The New York Film Festival on Tuesday unveiled the main slate for its 62nd edition, with selections including Sean Baker's Palme d'Or-winning "Anora," Pedro Almodovar's "The Room Next Door" and Mati Diop's "Dahomey."

Thirty-three features will make up the central lineup of the annual festival presented by Film at Lincoln Center. The main slate is particularly international this year, with films hailing from 24 countries, and including 19 directors making their debut in the festival's most prestigious section.

The festival, as previously announced, will kick off Sept. 27 with RaMell Ross' "Nickel Boys," an adaptation of Colson Whitehead’s Pulitzer Prize-winning 2019 novel. Almodovar, making his 15th appearance in New York's main slate, will present "The Room Next Door," starring Julianne Moore and Tilda Swinton, as the festival centerpiece. Steve McQueen's "Blitz," about the bombing of London in World War II, will be the closing night film.

A number of prize-winners from May's Cannes Film Festival will be making their US or North American premieres. Along with "Anora," that includes "Grand Tour," by Miguel Gomes, winner of Cannes' best director; Payal Kapadia's "All We Imagine as Light," winner of the Grand Prix; Rungano Nyoni's "On Becoming a Guinea Fowl," a standout from Un Certain Regard; and "The Seed of the Sacred Fig," from the dissident Iranian filmmaker Mohammad Rasoulof, who fled his home country to unveil his film.

"The festival’s ambition is to reflect the state of cinema in a given year, which often means also reflecting the state of the world," said Dennis Lim, the festival's artistic director, in a statement.

"The most notable thing about the films in the main slate — and in the other sections that we will announce in the coming weeks — is the degree to which they emphasize cinema’s relationship to reality. They are reminders that, in the hands of its most vital practitioners, film has the capacity to reckon with, intervene in, and reimagine the world."

Also are tap are Paul Schrader's "Oh, Canada," with Richard Gere and Jacob Elordi, Chinese filmmaker Jia Zhangke's "Caught by the Tides" and David Cronenberg's "The Shrouds," as well as a pair of highlights from Cannes sidebars: Roberto Minervini's American Civil War drama "The Damned" and Carson Lund's baseball elegy "Eephus."

Also coming to New York: Mike Leigh's "Hard Truths," Brady Corbet's "The Brutalist," starring Adrien Brody as an architect and Holocaust survivor, and the world premiere of Julia Loktev’s "My Undesirable Friends: Part I — Last Air in Moscow," a documentary about independent journalism in Putin’s Russia.
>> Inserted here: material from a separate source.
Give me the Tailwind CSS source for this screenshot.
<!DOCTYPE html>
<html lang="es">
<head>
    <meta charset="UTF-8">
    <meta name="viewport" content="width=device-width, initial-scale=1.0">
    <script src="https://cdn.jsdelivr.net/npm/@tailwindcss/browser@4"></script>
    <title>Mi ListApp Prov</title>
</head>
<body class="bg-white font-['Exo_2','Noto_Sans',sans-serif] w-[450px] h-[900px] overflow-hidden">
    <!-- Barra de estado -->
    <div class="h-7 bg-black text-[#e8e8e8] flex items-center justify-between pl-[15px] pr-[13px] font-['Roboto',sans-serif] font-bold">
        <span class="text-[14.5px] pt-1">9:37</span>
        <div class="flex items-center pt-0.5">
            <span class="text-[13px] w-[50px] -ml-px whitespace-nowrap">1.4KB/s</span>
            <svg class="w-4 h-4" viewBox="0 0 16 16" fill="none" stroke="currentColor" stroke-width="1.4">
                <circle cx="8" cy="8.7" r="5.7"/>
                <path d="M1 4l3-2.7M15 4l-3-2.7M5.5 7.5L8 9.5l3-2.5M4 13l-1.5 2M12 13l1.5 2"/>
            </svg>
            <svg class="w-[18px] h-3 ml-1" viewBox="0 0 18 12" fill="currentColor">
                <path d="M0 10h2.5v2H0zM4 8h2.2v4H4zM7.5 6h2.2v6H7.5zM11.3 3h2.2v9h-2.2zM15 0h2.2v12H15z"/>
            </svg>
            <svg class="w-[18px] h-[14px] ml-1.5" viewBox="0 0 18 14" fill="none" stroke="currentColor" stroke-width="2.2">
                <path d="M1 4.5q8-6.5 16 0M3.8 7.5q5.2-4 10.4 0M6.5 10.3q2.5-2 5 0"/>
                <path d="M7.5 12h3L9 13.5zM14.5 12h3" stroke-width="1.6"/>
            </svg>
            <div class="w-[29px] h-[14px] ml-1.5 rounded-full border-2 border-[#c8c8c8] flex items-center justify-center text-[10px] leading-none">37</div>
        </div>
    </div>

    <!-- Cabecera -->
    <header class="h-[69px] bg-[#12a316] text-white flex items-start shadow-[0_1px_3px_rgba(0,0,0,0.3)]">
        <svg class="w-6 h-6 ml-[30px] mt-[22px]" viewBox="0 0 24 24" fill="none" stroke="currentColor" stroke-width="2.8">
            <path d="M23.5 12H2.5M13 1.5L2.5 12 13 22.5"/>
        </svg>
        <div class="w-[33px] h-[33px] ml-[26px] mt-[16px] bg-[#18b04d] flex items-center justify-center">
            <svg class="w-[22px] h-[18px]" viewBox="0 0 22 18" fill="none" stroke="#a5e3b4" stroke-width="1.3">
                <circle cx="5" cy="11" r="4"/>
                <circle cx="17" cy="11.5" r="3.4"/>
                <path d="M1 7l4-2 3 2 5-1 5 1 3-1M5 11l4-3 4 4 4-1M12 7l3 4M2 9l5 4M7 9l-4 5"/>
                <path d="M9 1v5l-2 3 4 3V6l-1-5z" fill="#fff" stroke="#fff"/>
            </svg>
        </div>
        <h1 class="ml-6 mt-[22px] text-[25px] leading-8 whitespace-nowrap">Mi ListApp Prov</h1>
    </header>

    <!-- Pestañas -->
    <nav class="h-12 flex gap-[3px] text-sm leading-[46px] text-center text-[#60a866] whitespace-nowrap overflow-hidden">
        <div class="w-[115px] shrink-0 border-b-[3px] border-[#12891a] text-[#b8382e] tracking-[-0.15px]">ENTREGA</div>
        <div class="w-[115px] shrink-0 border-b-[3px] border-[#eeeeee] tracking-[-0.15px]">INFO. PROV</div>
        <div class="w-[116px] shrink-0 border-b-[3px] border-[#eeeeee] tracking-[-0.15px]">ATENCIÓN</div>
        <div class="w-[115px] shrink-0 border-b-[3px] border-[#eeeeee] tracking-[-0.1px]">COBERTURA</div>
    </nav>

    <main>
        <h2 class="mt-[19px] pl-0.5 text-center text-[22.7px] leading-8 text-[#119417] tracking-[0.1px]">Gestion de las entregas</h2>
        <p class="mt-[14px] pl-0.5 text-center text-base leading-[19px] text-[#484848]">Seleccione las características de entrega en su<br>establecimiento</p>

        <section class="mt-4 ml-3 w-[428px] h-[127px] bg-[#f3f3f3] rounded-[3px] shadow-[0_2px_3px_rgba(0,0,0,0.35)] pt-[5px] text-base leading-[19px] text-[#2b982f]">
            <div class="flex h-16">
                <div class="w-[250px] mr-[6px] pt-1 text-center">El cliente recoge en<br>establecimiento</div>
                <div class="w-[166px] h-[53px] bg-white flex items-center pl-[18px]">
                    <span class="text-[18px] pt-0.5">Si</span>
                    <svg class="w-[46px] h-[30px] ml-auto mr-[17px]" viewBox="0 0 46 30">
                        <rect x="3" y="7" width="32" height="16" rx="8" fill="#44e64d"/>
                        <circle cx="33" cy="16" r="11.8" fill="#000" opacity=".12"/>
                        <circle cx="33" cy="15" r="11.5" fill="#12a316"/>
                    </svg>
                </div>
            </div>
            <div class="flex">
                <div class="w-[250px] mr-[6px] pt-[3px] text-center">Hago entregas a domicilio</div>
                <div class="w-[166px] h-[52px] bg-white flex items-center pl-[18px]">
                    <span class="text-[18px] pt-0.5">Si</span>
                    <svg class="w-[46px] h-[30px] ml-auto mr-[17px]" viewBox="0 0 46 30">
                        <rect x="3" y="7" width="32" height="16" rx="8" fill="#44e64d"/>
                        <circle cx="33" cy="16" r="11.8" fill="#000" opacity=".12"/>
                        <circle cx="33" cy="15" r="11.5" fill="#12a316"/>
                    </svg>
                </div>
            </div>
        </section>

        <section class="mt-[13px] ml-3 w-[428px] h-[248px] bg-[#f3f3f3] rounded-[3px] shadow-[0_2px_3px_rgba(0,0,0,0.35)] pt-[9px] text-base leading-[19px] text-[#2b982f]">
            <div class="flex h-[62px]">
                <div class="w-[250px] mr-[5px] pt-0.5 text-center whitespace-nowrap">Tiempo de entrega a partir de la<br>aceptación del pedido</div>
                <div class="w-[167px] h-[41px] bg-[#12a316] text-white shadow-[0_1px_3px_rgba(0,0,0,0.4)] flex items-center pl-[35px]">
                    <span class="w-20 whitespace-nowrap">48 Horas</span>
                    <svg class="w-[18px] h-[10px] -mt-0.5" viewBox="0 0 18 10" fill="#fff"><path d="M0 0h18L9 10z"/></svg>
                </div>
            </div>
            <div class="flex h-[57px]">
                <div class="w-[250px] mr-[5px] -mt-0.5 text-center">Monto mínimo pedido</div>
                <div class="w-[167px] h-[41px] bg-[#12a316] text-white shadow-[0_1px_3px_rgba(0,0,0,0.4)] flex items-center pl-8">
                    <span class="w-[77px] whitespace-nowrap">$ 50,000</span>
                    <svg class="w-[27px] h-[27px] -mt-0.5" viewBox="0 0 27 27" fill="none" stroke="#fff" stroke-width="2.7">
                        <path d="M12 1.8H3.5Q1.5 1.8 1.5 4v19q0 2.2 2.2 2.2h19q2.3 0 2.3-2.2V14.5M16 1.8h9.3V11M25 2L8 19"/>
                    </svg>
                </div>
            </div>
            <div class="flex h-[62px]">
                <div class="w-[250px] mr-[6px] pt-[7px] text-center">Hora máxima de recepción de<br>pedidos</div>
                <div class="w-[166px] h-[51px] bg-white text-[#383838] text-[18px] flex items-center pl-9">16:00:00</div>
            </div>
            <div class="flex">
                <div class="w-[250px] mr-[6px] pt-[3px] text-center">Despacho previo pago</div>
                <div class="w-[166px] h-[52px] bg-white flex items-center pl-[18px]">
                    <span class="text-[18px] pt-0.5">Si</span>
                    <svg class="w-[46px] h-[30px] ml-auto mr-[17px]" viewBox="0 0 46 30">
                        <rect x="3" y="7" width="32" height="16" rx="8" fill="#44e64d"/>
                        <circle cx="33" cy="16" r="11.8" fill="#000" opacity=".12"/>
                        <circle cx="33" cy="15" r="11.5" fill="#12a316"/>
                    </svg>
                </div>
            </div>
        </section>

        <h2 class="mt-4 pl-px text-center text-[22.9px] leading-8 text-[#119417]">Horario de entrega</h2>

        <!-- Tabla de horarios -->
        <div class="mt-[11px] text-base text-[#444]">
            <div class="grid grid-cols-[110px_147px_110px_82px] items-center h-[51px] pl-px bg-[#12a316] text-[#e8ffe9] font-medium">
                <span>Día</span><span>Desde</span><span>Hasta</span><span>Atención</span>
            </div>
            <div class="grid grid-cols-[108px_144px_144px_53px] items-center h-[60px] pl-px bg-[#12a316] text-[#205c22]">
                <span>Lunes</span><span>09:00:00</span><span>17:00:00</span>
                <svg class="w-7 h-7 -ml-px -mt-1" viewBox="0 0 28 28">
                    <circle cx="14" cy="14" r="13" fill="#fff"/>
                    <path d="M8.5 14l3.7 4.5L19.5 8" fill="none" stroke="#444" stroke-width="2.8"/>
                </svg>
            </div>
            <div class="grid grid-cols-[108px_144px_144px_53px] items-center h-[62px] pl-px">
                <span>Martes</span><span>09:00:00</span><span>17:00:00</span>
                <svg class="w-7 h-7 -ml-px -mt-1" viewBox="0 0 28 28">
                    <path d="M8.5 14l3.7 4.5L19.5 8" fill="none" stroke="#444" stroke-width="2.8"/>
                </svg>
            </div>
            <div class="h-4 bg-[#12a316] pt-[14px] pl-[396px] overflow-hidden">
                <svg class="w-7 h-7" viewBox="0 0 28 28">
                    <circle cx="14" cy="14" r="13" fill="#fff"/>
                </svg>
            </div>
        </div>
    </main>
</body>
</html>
Two filmmakers have a pair of films in the main slate. Both "By the Stream" and "A Traveler's Needs" from the South Korean director Hong Sangsoo will debut at the festival, while the Chinese documentarian Wang Bing will present the second and third entries in his "Youth" trilogy: "Youth (Hard Times") and "Youth ("Homecoming").

The New York Film Festival, running Sept. 27 to Oct. 14, takes place at Lincoln Center and a handful of other venues around the city.